Q. I think, first question already answers my question. But, I am interested to see some more QoE for evaluation. How often the bit rate is changed or what jumps the change of bitrate?
A. We have evaluated MPTCP and identified the changes of bitrate. We found that most of the cases, MP-DASH will not affect the QoE, it can maintain the same encoded bitrate as Vanilla MPTCP.
Q. Can you use any standard metrics for bitrate changing?
A. We haven’t done that. We can do that in future.
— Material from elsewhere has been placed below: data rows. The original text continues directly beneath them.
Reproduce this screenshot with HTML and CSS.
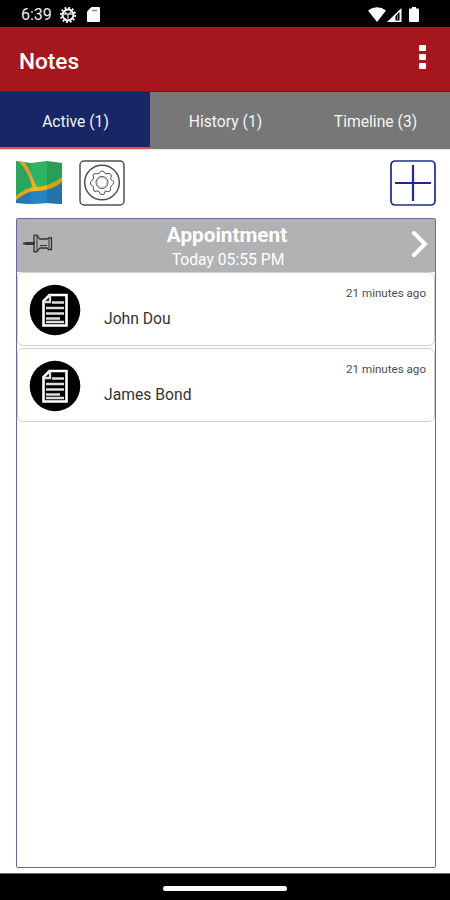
FILE: index.html
```html
<!DOCTYPE html>
<html lang="en">

<head>
    <meta charset="UTF-8">
    <meta name="viewport" content="width=device-width, initial-scale=1.0">
    <title>Notes</title>
    <link rel="stylesheet" href="styles.css">
</head>

<body>
    <div class="status">
        <span class="clock">6:39</span>
        <svg class="status-gear" width="18" height="18" viewBox="0 0 18 18">
            <circle cx="9" cy="9" r="7.2" fill="none" stroke="#fff" stroke-width="1.8" stroke-dasharray="1.9 1.87" />
            <circle cx="9" cy="9" r="5.4" fill="none" stroke="#fff" stroke-width="2" />
            <path d="M5 8h8M9 9v4M6 6l3 3 3-3" fill="none" stroke="#ccc" stroke-width="1.3" />
        </svg>
        <svg class="status-card" width="13" height="15" viewBox="0 0 13 15">
            <path d="M4.5 0H12a1 1 0 0 1 1 1v13a1 1 0 0 1-1 1H1a1 1 0 0 1-1-1V4.500z" fill="#fff" />
            <path d="M5 3.500h5" stroke="#888" stroke-width="1.500" />
        </svg>
        <svg class="status-right" width="52" height="16" viewBox="0 0 52 16">
            <path d="M0 3.500Q9-3 18 3.500L9 15z" fill="#fff" />
            <path d="M19 15L33.500 1v14z" fill="#fff" />
            <path d="M27.500 13.500V9l4-4v8.500z" fill="#000" />
            <path d="M29.500 13V8" stroke="#777" stroke-width="1" />
            <path d="M44 0h4v1.500h2a1 1 0 0 1 1 1V14a1 1 0 0 1-1 1h-8a1 1 0 0 1-1-1V2.500a1 1 0 0 1 1-1h2z" fill="#fff" />
        </svg>
    </div>

    <header class="header">
        <h1>Notes</h1>
        <div class="dots">
            <i></i>
            <i></i>
            <i></i>
        </div>
    </header>

    <nav class="tabs">
        <div class="tab active">Active (1)</div>
        <div class="tab">History (1)</div>
        <div class="tab">Timeline (3)</div>
    </nav>

    <main class="main">
        <div class="toolbar">
            <svg class="map" width="46" height="46" viewBox="0 0 46 46">
                <path d="M0 1L15 3L31 1L46 3V44L31 43L15 44L0 43z" fill="#2fb463" />
                <path d="M0 38L13 29L33 28L46 20V44L31 43L15 44L0 43z" fill="#2883c6" />
                <path d="M2.500 1.300L8 2Q13 7 15 14Q18 22 21 27L17 28Q13 17 11 13Q8 7 2.500 1.300z" fill="#eeae2c" />
                <path d="M0 36Q11 27 19 27Q33 27 46 17V22Q35 31 20 31Q11 31 0 40z" fill="#f9b616" />
                <path d="M0 1L15 3V44L0 43z" fill="#000" fill-opacity=".08" />
                <path d="M31 1L46 3V44L31 43z" fill="#000" fill-opacity=".12" />
            </svg>
            <svg class="settings" width="46" height="46" viewBox="0 0 46 46" fill="none" stroke="#505050">
                <rect x="1" y="1" width="44" height="44" rx="4" stroke-width="1.500" />
                <circle cx="23" cy="22.500" r="17.300" stroke-width="1.500" />
                <path d="M20.500 13Q21 11 23 11T25.500 13Q27 14.500 29 13.500T32 15T31.500 18Q31.500 20 33.500 20.500T34.500 23T33 25.500Q31 26 31.500 28.500T30 31.500T27 31Q25.500 31 25.500 33T23 34.500T20.500 33Q20.500 31 19 31T16 31.500T14.500 28.500Q15 26 13 25.500T11.500 23T12.500 20.500Q14.500 20 14.500 18T14 15T17 13.500Q19 14.500 20.500 13z" />
                <circle cx="23" cy="22.500" r="6" />
                <circle cx="23" cy="22.500" r="4.800" stroke="#aaa" stroke-width=".7" />
            </svg>
            <svg class="add" width="46" height="46" viewBox="0 0 46 46" fill="none" stroke="#1c2c91">
                <rect x="1" y="1" width="44" height="44" rx="4" stroke-width="1.700" />
                <path d="M5 23H41M23 5V41" stroke-width="2.200" />
            </svg>
        </div>

        <section class="list">
            <div class="list-head">
                <svg class="pin" width="30" height="20" viewBox="0 0 30 20" fill="none" stroke="#303030" stroke-width="1.300">
                    <path d="M0 10.500L4 9.700H11V11.300H4z" fill="#555" />
                    <path d="M11 2.500Q15 1.500 15 4L17 6H24L25.500 5H28.500V16.500H25.500L24 15H17L15 17Q15 19.500 11 18.500z" />
                    <path d="M14 3V18M26 6V15.500M17 12.500H24" stroke-width="1" />
                </svg>
                <div class="appointment">
                    <h2>Appointment</h2>
                    <p>Today 05:55 PM</p>
                </div>
                <svg class="arrow" width="18" height="28" viewBox="0 0 18 28">
                    <path d="M3 3L14 14L3 25" fill="none" stroke="#fff" stroke-width="4" stroke-linecap="round" />
                </svg>
            </div>

            <article class="note">
                <svg class="note-icon" width="52" height="52" viewBox="0 0 52 52">
                    <circle cx="26" cy="26" r="25.300" />
                    <path d="M20.500 11H37.500V41.500H14.500V17z" fill="none" stroke="#fff" stroke-width="2.600" />
                    <path d="M21 11V18H15M23 18.500H35M17 24H35M17 29.500H35M17 34.500H31M17 38H35" fill="none" stroke="#ddd" stroke-width="2.300" />
                </svg>
                <p class="name">John Dou</p>
                <span class="time">21 minutes ago</span>
            </article>
            <article class="note">
                <svg class="note-icon" width="52" height="52" viewBox="0 0 52 52">
                    <circle cx="26" cy="26" r="25.300" />
                    <path d="M20.500 11H37.500V41.500H14.500V17z" fill="none" stroke="#fff" stroke-width="2.600" />
                    <path d="M21 11V18H15M23 18.500H35M17 24H35M17 29.500H35M17 34.500H31M17 38H35" fill="none" stroke="#ddd" stroke-width="2.300" />
                </svg>
                <p class="name">James Bond</p>
                <span class="time">21 minutes ago</span>
            </article>
        </section>
    </main>

    <footer class="system-bar">
        <div class="handle"></div>
    </footer>
</body>

</html>
```
FILE: styles.css
```css
* {
    box-sizing: border-box;
    padding: 0;
    margin: 0;
}

body {
    display: flex;
    flex-direction: column;
    height: 900px;
    background-color: #fff;
    font-family: Roboto, sans-serif;
    overflow: hidden;
}

svg {
    display: block;
    flex-shrink: 0;
}

.status {
    display: flex;
    align-items: center;
    height: 27px;
    padding: 2px 30px 0 21px;
    background-color: #000;
    color: #eee;
}

.clock {
    width: 38px;
    font-size: 16px;
}

.status-card {
    margin-left: 10px;
}

.status-right {
    margin-left: auto;
}

.header {
    display: flex;
    justify-content: space-between;
    height: 65px;
    padding: 18px 24px 0 19px;
    background-color: #a5171c;
    border-bottom: 1px solid #9c0b0c;
}

.header h1 {
    color: #fff;
    font-size: 22.6px;
    line-height: 34px;
    font-weight: 500;
}

.dots {
    display: flex;
    flex-direction: column;
    gap: 3px;
}

.dots i {
    width: 7px;
    height: 6px;
    border-radius: 1px;
    background-color: #fff;
}

.tabs {
    display: grid;
    grid-template-columns: repeat(3, 1fr);
    height: 58px;
    border-bottom: 1px solid #e4e4e4;
}

.tab {
    padding: 19px 0 0 1px;
    background-color: #777;
    color: #f5f5f5;
    font-size: 15.7px;
    line-height: 21px;
    text-align: center;
}

.tab.active {
    background-color: #172766;
    border-bottom: 2px solid #ef4948;
}

.main {
    display: flex;
    flex-direction: column;
    flex: 1;
    padding: 10px 14px 5px 16px;
}

.toolbar {
    display: flex;
    height: 58px;
}

.settings {
    margin-left: 17px;
}

.add {
    margin-left: auto;
}

.list {
    flex: 1;
    border: 1px solid #6c6598;
    border-radius: 2px;
}

.list-head {
    display: flex;
    height: 53px;
    padding: 0 6px 0 6px;
    background-color: #b0b2b4;
    color: #fff;
}

.pin {
    margin-top: 14px;
}

.appointment {
    flex: 1;
    padding-right: 10px;
    text-align: center;
}

.appointment h2 {
    padding-top: 3px;
    font-size: 20.7px;
    line-height: 26px;
    font-weight: 700;
}

.appointment p {
    padding-left: 2px;
    font-size: 15.7px;
    line-height: 23px;
}

.arrow {
    margin-top: 11px;
}

.note {
    display: flex;
    height: 74px;
    margin-bottom: 2px;
    padding: 0 8px 0 11px;
    border: 1px solid #d0d0d0;
    border-radius: 6px;
    background-color: #fff;
}

.note-icon {
    margin-top: 11px;
}

.name {
    margin-left: 23px;
    padding-top: 36px;
    color: #333;
    font-size: 15.7px;
    line-height: 20px;
}

.time {
    margin-left: auto;
    padding-top: 13px;
    color: #4c4c4c;
    font-size: 11.6px;
    line-height: 14px;
}

.system-bar {
    display: flex;
    justify-content: center;
    height: 27px;
    padding-top: 12px;
    background-color: #000;
    border-top: 1px solid #666;
}

.handle {
    width: 124px;
    height: 5px;
    border-radius: 3px;
    background-color: #fff;
}
```
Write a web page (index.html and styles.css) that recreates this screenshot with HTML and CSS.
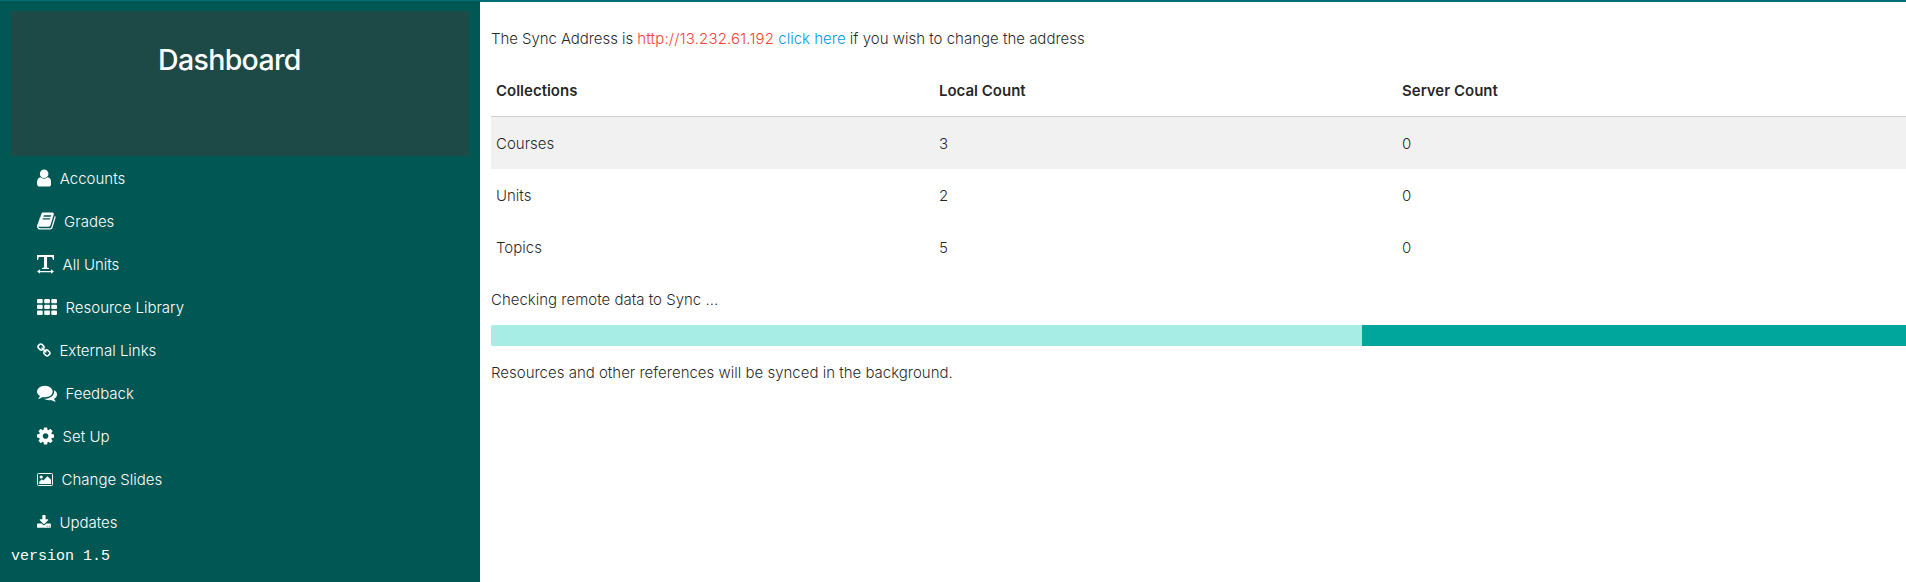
FILE: index.html
```html
<!DOCTYPE html>
<html lang="en">
<head>
<meta charset="utf-8">
<title>Dashboard</title>
<link rel="stylesheet" href="styles.css">
</head>
<body>
<div class="topline"></div>
<div class="layout">
  <aside class="sidebar">
    <div class="brand"><h1>Dashboard</h1></div>
    <nav class="menu">
      <a class="item"><svg class="icon" width="14.3" height="20" viewBox="256 0 1280 1792"><path d="M1536 1399q0 109-62.5 187t-150.5 78h-854q-88 0-150.5-78t-62.5-187q0-85 8.5-160.5t31.5-152 58.5-131 94-89 134.5-34.5q131 128 313 128t313-128q76 0 134.5 34.5t94 89 58.5 131 31.5 152 8.5 160.5zm-256-887q0 159-112.5 271.5t-271.5 112.5-271.5-112.5-112.5-271.5 112.5-271.5 271.5-112.5 271.5 112.5 112.5 271.5z"/></svg><span>Accounts</span></a>
      <a class="item"><svg class="icon" width="18.6" height="20" viewBox="64 0 1664 1792"><path d="M1703 478q40 57 18 129l-275 906q-19 64-76.5 107.5t-122.5 43.5h-923q-77 0-148.5-53.5t-99.5-131.5q-24-67-2-127 0-4 3-27t4-37q1-8-3-21.5t-3-19.5q2-11 8-21t16.5-23.5 16.5-23.5q23-38 45-91.5t30-91.5q3-10 .5-30t-.5-28q3-11 17-28t17-23q21-36 42-92t25-90q1-9-2.5-32t.5-28q4-13 22-30.5t22-22.5q19-26 42.5-84.5t27.5-96.5q1-8-3-25.5t-2-26.5q2-8 9-18t18-23 17-21q8-12 16.5-30.5t15-35 16-36 19.5-32 26.5-23.5 36-11.5 47.5 5.5l-1 3q38-9 51-9h761q74 0 114 56t18 130l-274 906q-36 119-71.5 153.5t-128.5 34.5h-869q-27 0-38 15-11 16-1 43 24 70 144 70h923q29 0 56-15.5t35-41.5l300-987q7-22 5-57 38 15 59 43zm-1064 2q-4 13 2 22.5t20 9.5h608q13 0 25.5-9.5t16.5-22.5l21-64q4-13-2-22.5t-20-9.5h-608q-13 0-25.5 9.5t-16.5 22.5zm-83 256q-4 13 2 22.5t20 9.5h608q13 0 25.5-9.5t16.5-22.5l21-64q4-13-2-22.5t-20-9.5h-608q-13 0-25.5 9.5t-16.5 22.5z"/></svg><span>Grades</span></a>
      <a class="item"><svg class="icon" width="17.1" height="20" viewBox="0 0 17 20"><path d="M0 1h17v5h-1l-.9-3H10v10.500l2 .6v.9H5v-.9l2-.6V3H1.900L1 6H0z"/><path d="M0 17.500l3-2.200v1.600h11v-1.600l3 2.200-3 2.200v-1.500H3v1.500z"/></svg><span>All Units</span></a>
      <a class="item"><svg class="icon" width="20" height="20" viewBox="0 0 20 20"><rect x="0" y="2" width="5.700" height="4.300" rx="1"/><rect x="7.200" y="2" width="5.700" height="4.300" rx="1"/><rect x="14.300" y="2" width="5.700" height="4.300" rx="1"/><rect x="0" y="7.800" width="5.700" height="4.300" rx="1"/><rect x="7.200" y="7.800" width="5.700" height="4.300" rx="1"/><rect x="14.300" y="7.800" width="5.700" height="4.300" rx="1"/><rect x="0" y="13.600" width="5.700" height="4.300" rx="1"/><rect x="7.200" y="13.600" width="5.700" height="4.300" rx="1"/><rect x="14.300" y="13.600" width="5.700" height="4.300" rx="1"/></svg><span>Resource Library</span></a>
      <a class="item"><svg class="icon small" width="13.9" height="15" viewBox="64 0 1664 1792"><path d="M1520 1216q0-40-28-68l-208-208q-28-28-68-28-42 0-72 32 3 3 19 18.500t21.500 21.500 15 19 13 25.500 3.500 27.500q0 40-28 68t-68 28q-15 0-27.500-3.500t-25.500-13-19-15-21.500-21.500-18.500-19q-33 31-33 73 0 40 28 68l206 207q27 27 68 27 40 0 68-26l147-146q28-28 28-67zm-703-705q0-40-28-68l-206-207q-28-28-68-28-39 0-68 27l-147 146q-28 28-28 67 0 40 28 68l208 208q27 27 68 27 42 0 72-31-3-3-19-18.500t-21.500-21.500-15-19-13-25.500-3.500-27.500q0-40 28-68t68-28q15 0 27.500 3.500t25.500 13 19 15 21.500 21.500 18.500 19q33-31 33-73zm895 705q0 120-85 203l-147 146q-83 83-203 83-121 0-204-85l-206-207q-83-83-83-203 0-123 88-209l-88-88q-86 88-208 88-120 0-204-84l-208-208q-84-84-84-204t85-203l147-146q83-83 203-83 121 0 204 85l206 207q83 83 83 203 0 123-88 209l88 88q86-88 208-88 120 0 204 84l208 208q84 84 84 204z"/></svg><span>External Links</span></a>
      <a class="item"><svg class="icon" width="20" height="20" viewBox="0 0 1792 1792"><path d="M1408 768q0 139-94 257t-256.500 186.500-353.500 68.500q-86 0-176-16-124 88-278 128-36 9-86 16h-3q-11 0-20.500-8t-11.500-21q-1-3-1-6.500t.5-6.500 2-6l2.500-5 3.500-5.500 4-5 4.500-5 4-4.500q5-6 23-25t26-29.500 22.500-29 25-38.500 20.500-44q-124-72-195-177t-71-224q0-139 94-257t256.500-186.500 353.500-68.500 353.500 68.500 256.500 186.500 94 257zm384 256q0 120-71 224.500t-195 176.500q10 24 20.500 44t25 38.500 22.500 29 26 29.500 23 25q1 1 4 4.500t4.500 5 4 5 3.500 5.500l2.500 5 2 6 .5 6.500-1 6.500q-3 14-13 22t-22 7q-50-7-86-16-154-40-278-128-90 16-176 16-271 0-472-132 58 4 88 4 161 0 309-45t264-129q125-92 192-212t67-254q0-77-23-152 129 71 204 178t75 230z"/></svg><span>Feedback</span></a>
      <a class="item"><svg class="icon" width="17.1" height="20" viewBox="128 0 1536 1792"><path d="M1152 896q0-106-75-181t-181-75-181 75-75 181 75 181 181 75 181-75 75-181zm512-109v222q0 12-8 23t-20 13l-185 28q-19 54-39 91 35 50 107 138 10 12 10 25t-9 23q-27 37-99 108t-94 71q-12 0-26-9l-138-108q-44 23-91 38-16 136-29 186-7 28-36 28h-222q-14 0-24.500-8.500t-11.500-21.500l-28-184q-49-16-90-37l-141 107q-10 9-25 9-14 0-25-11-126-114-165-168-7-10-7-23 0-12 8-23 15-21 51-66.500t54-70.500q-27-50-41-99l-183-27q-13-2-21-12.500t-8-23.500v-222q0-12 8-23t19-13l186-28q14-46 39-92-40-57-107-138-10-12-10-24 0-10 9-23 26-36 98.500-107.500t94.500-71.500q13 0 26 10l138 107q44-23 91-38 16-136 29-186 7-28 36-28h222q14 0 24.500 8.500t11.500 21.500l28 184q49 16 90 37l142-107q9-9 24-9 13 0 25 10 129 119 165 170 7 8 7 22 0 12-8 23-15 21-51 66.500t-54 70.500q26 50 41 98l183 28q13 2 21 12.500t8 23.500z"/></svg><span>Set Up</span></a>
      <a class="item"><svg class="icon small" width="16.1" height="15" viewBox="0 0 16 15"><rect x=".5" y="1.500" width="15" height="12" rx="1" fill="none" stroke="#fff"/><circle cx="4.200" cy="5" r="1.600"/><path d="M2.200 12V9.700l2.600-2.500L6.200 8.500l4.200-4.300 3.600 3.600V12z"/></svg><span>Change Slides</span></a>
      <a class="item"><svg class="icon small" width="13.9" height="15" viewBox="64 0 1664 1792"><path d="M1344 1344q0-26-19-45t-45-19-45 19-19 45 19 45 45 19 45-19 19-45zm256 0q0-26-19-45t-45-19-45 19-19 45 19 45 45 19 45-19 19-45zm128-224v320q0 40-28 68t-68 28h-1472q-40 0-68-28t-28-68v-320q0-40 28-68t68-28h465l135 136q58 56 136 56t136-56l136-136h464q40 0 68 28t28 68zm-325-569q17 41-14 70l-448 448q-18 19-45 19t-45-19l-448-448q-31-29-14-70 17-39 59-39h256v-448q0-26 19-45t45-19h256q26 0 45 19t19 45v448h256q42 0 59 39z"/></svg><span>Updates</span></a>
    </nav>
    <div class="version">version 1.5</div>
  </aside>
  <main class="content">
    <p class="address"><span class="lead">The Sync Address is</span> <span class="url">http://13.232.61.192</span> <a class="link">click here</a> if you wish to change the address</p>
    <table class="counts">
      <thead><tr><th class="name">Collections</th><th class="local">Local Count</th><th>Server Count</th></tr></thead>
      <tbody>
        <tr><td>Courses</td><td>3</td><td>0</td></tr>
        <tr><td>Units</td><td>2</td><td>0</td></tr>
        <tr><td>Topics</td><td>5</td><td>0</td></tr>
      </tbody>
    </table>
    <p class="checking">Checking remote data to Sync ...</p>
    <div class="progress"><div class="rest"></div></div>
    <p class="note">Resources and other references will be synced in the background.</p>
  </main>
</div>
</body>
</html>
```
FILE: styles.css
```css
* { box-sizing: border-box; }
body {
  margin: 0;
  height: 582px;
  overflow: hidden;
  display: flex;
  flex-direction: column;
  background: #fff;
  color: rgba(0, 0, 0, 0.87);
  font: 300 15px/22px Inter, "Liberation Sans", sans-serif;
}
.topline { height: 2px; flex: none; background: #006d77; }
.layout { display: flex; flex: 1; min-height: 0; }
.sidebar { width: 480px; flex: none; padding: 10px 11px 0; background: #005754; color: #fff; margin-top: -1px; }
.brand { height: 145px; padding-top: 31px; padding-left: 147px; background: #1d4946; }
.brand h1 { margin: 0; font-size: 28.500px; line-height: 36px; font-weight: 500; letter-spacing: -0.650px; }
.menu { display: flex; flex-direction: column; padding-left: 26px; }
.item { display: flex; align-items: center; height: 43px; gap: 8.500px; }
.item span { padding-top: 2px; }
.icon { fill: #fff; flex: none; }
.small { margin-top: 2px; }
.version { font: 15px/20px "Liberation Mono", monospace; margin-top: 4px; }
.content { flex: 1; min-width: 0; padding-left: 11px; }
p { margin: 0; white-space: nowrap; }
.address { padding-top: 26px; }
.lead { letter-spacing: -0.070px; }
.url { color: #f44336; letter-spacing: 0.170px; }
.link { color: #039be5; }
.counts { width: 100%; margin-top: 14px; border-collapse: collapse; table-layout: fixed; }
.counts th, .counts td { height: 52px; padding: 2px 5px 0; text-align: left; }
.counts th { font-weight: 600; border-bottom: 1px solid #d0d0d0; }
.counts .name { width: 443px; }
.counts .local { width: 463px; }
.counts tbody tr:first-child { background: #f1f1f1; }
.counts tbody tr:first-child td { height: 53px; padding-top: 3px; }
.checking { margin-top: 16px; }
.progress { height: 21px; margin-top: 14px; background: #a7ece5; border-radius: 2px 0 0 2px; }
.rest { width: 544px; height: 21px; margin-left: auto; background: #00a69b; }
.note { margin-top: 16px; }
```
Q. The adaptation is based on some estimation of delivered packet bitrate. Why not using a simple predictor which is exponentially weighted, rather using more complicated one?
A. We did some literature survey and according to 2005 sigcomm paper, Holt-Winters predictor performs much better in TCP.
Q. In this context?
A. In general.

Q. When you’re saying you’re reducing the utilization of cellular network by 80% or 90%, what problem are you trying to solve? Are you aggregating bandwidth or trying to improve the reliability by shifting between WiFi and cellular?
A. MPTCP always try to utilize the full capacity of underlying link. But, sometimes, user may prefer to use WiFi over LTE. So, for a scenario, where MP-DASH can use only 0.2 Mbps of LTE to support the highest bitrate of the video, but Vanilla MPTCP can’t do that.

Q. What was the RTT difference between the cellular network and WiFi you worked on?
A. We run experiment in different locations. So, by default, MPTCP prefers the link with higher RTT. If the demand of an application is higher, MPTCP decides to use the second sub-flow which will always try to utilize the full capacity. As long as there is space in TCP window, it will send packets to the secondary link.
So, dead-line aware MP-DASH scheduler is an overlay on top of the original MPTCP scheduler. It’s not a completely new MPTCP scheduler.

Q. Video quality depends on how accurately you can predict. So, for dash, using throughput makes it more credible or less?
A. MPTCP has nothing to do with the loss of packet accuracy as MPTCP is just a set of inspections of regular TCP.